# New York trip



## FL-boy (Feb 12, 2013)

Got back yesterday from a week long trip on the Oak Orchard with a couple of friends. Salmon numbers were definitely not as strong yet, probably just related to weather as it was a bit warm up there. Fished an 8wt all week. Mostly single egg patterns, actually almost exclusively. We seemed to have a better hookup ratio than most guys around us; I assume it's because most guys had really heavy tippets and we fished 6-8lb because it was low-mod and clear. Anyways, here's some pics from the trip.













































Posted using Outdoor Hub Campfire


----------



## Trout-waters (Jul 15, 2014)

Congrats!! Looks like you had a blast. I'll have to get up there some time soon. Thanks for sharing.


Sent from my iPhone using Ohub Campfire


----------



## ejsell (May 3, 2012)

That looks like a great time.


----------



## creekcrawler (Oct 5, 2004)

Nice! Been wanting to head there for a while now.


----------



## flyman01 (Jan 23, 2013)

Some serious fish! Need something more like a broom stick with piano wire other than a 8wt to haul those monsters in! Congrats!


----------



## bigduck10 (Feb 15, 2009)

It was pretty good week for sure. I only fished Thursday afternoon and it was great. 
With the rain they got early this week I bet it's full bore on the Salmon now.
Most Browns I have seen in a while. Did you see that kid with the 15 pounder? Good lord what a brute.
I saw 3 Atlantic Salmon brought in a Thursday as well.


----------



## FL-boy (Feb 12, 2013)

Yeah that Brown was huge! There were a ton of brown and steelhead this year. One of the guys I was with weighed in an Atlantic and won for the day. I just missed and came in 4th on one of my steelies. Sorry we missed each other! 

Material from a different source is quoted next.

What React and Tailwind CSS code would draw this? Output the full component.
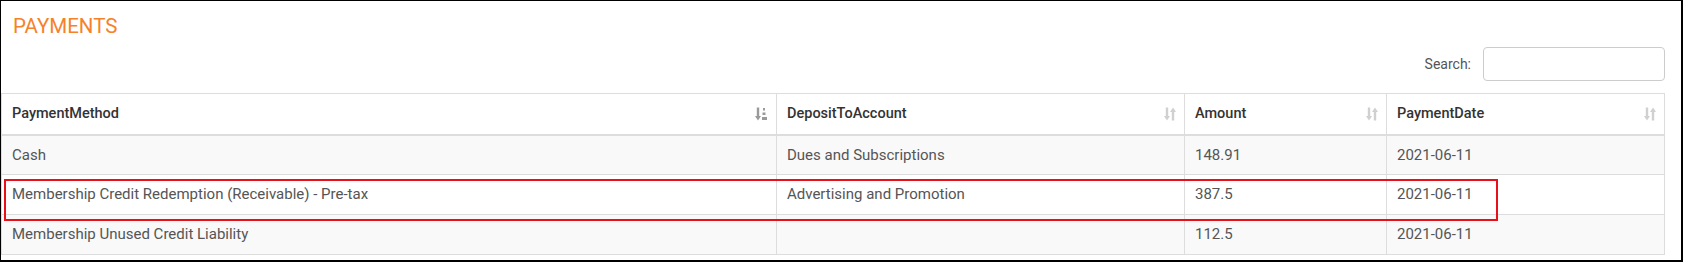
import React from "react"

const rows = [
  { method: "Cash", account: "Dues and Subscriptions", amount: "148.91", date: "2021-06-11" },
  { method: "Membership Credit Redemption (Receivable) - Pre-tax", account: "Advertising and Promotion", amount: "387.5", date: "2021-06-11" },
  { method: "Membership Unused Credit Liability", account: "", amount: "112.5", date: "2021-06-11" },
]

const columns = ["PaymentMethod", "DepositToAccount", "Amount", "PaymentDate"]

// unsorted column: down arrow + up arrow
function SortBoth() {
  return (
    <svg width="12" height="14" viewBox="0 0 12 14" className="text-[#d0d0d0]" fill="currentColor">
      <rect x="1.8" y="0.5" width="2.4" height="9" />
      <path d="M0 9h6l-3 4.5z" />
      <rect x="7.8" y="4.5" width="2.4" height="9" />
      <path d="M6 5h6l-3-4.5z" />
    </svg>
  )
}

// ascending sort: down arrow with stepped bars
function SortAsc() {
  return (
    <svg width="13" height="14" viewBox="0 0 13 14" className="text-[#9a9a9a]" fill="currentColor">
      <rect x="1.8" y="0.5" width="2.4" height="9" />
      <path d="M0 9h6l-3 4.5z" />
      <rect x="8" y="1" width="2" height="2.5" />
      <rect x="7.5" y="5.5" width="3" height="2.5" />
      <rect x="7" y="10" width="5" height="3" />
    </svg>
  )
}

export default function App() {
  return (
    <div className="relative w-[1683px] h-[262px] border-l border-t border-r-2 border-b-2 border-black bg-white font-['Roboto','Liberation_Sans',sans-serif]">
      <div className="pt-[11px] pr-[16px]">
        <h2 className="pl-[12px] text-[20.5px] leading-[28px] text-[#f5822a]">PAYMENTS</h2>

        <div className="mt-[7px] flex items-center justify-end gap-[12px]">
          <label className="text-[14px] text-[#555]">Search:</label>
          <input type="search" className="w-[182px] h-[34px] rounded-[4px] border border-[#ccc] bg-white" />
        </div>

        <table className="mt-[12px] w-[1663px] table-fixed border-collapse">
          <colgroup>
            <col className="w-[775px]" />
            <col className="w-[408px]" />
            <col className="w-[202px]" />
            <col className="w-[278px]" />
          </colgroup>
          <thead>
            <tr className="h-[41px]">
              {columns.map((c, i) => (
                <th key={c} className="border border-b-2 border-[#ddd] px-[10px] text-left text-[14.5px] font-medium text-[#333]">
                  <div className="flex items-center justify-between">
                    <span>{c}</span>
                    <span className="mr-[-2px]">{i === 0 ? <SortAsc /> : <SortBoth />}</span>
                  </div>
                </th>
              ))}
            </tr>
          </thead>
          <tbody>
            {rows.map((r, i) => (
              <tr key={i} className={`h-[40px] ${i % 2 === 0 ? "bg-[#f9f9f9]" : "bg-white"}`}>
                <td className="border border-[#ddd] px-[10px] text-[15px] text-[#555]">{r.method}</td>
                <td className="border border-[#ddd] px-[10px] text-[15px] text-[#555]">{r.account}</td>
                <td className="border border-[#ddd] px-[10px] text-[15px] text-[#555]">{r.amount}</td>
                <td className="border border-[#ddd] px-[10px] text-[15px] text-[#555]">{r.date}</td>
              </tr>
            ))}
          </tbody>
        </table>
      </div>

      {/* highlight around the second row */}
      <div className="pointer-events-none absolute left-[3px] top-[178px] w-[1494px] h-[42px] border-2 border-[#e8111a]" />
    </div>
  )
}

Posted using Outdoor Hub Campfire


----------



## bigduck10 (Feb 15, 2009)

I fished my way back from New York yesterday. Stared at the Chautauqua in western NY. Little to off color, hit 20 mile in Pa, to crowded, Fished the Elk and picked up 2 fish.
Checked on the Ohio tribs but they were all blown out yesterday.
Had time to catch a few of these on Monday.


----------



## FL-boy (Feb 12, 2013)

Nice! Heard they were hitting right now. Next trip is in 15 days to central PA...I'll be starting a new thread about it soon for tips! I also won a really nice custom-made vise while in NY...never attempted to tie before so I'll have another newbie thread on that to come.


Posted using Outdoor Hub Campfire


----------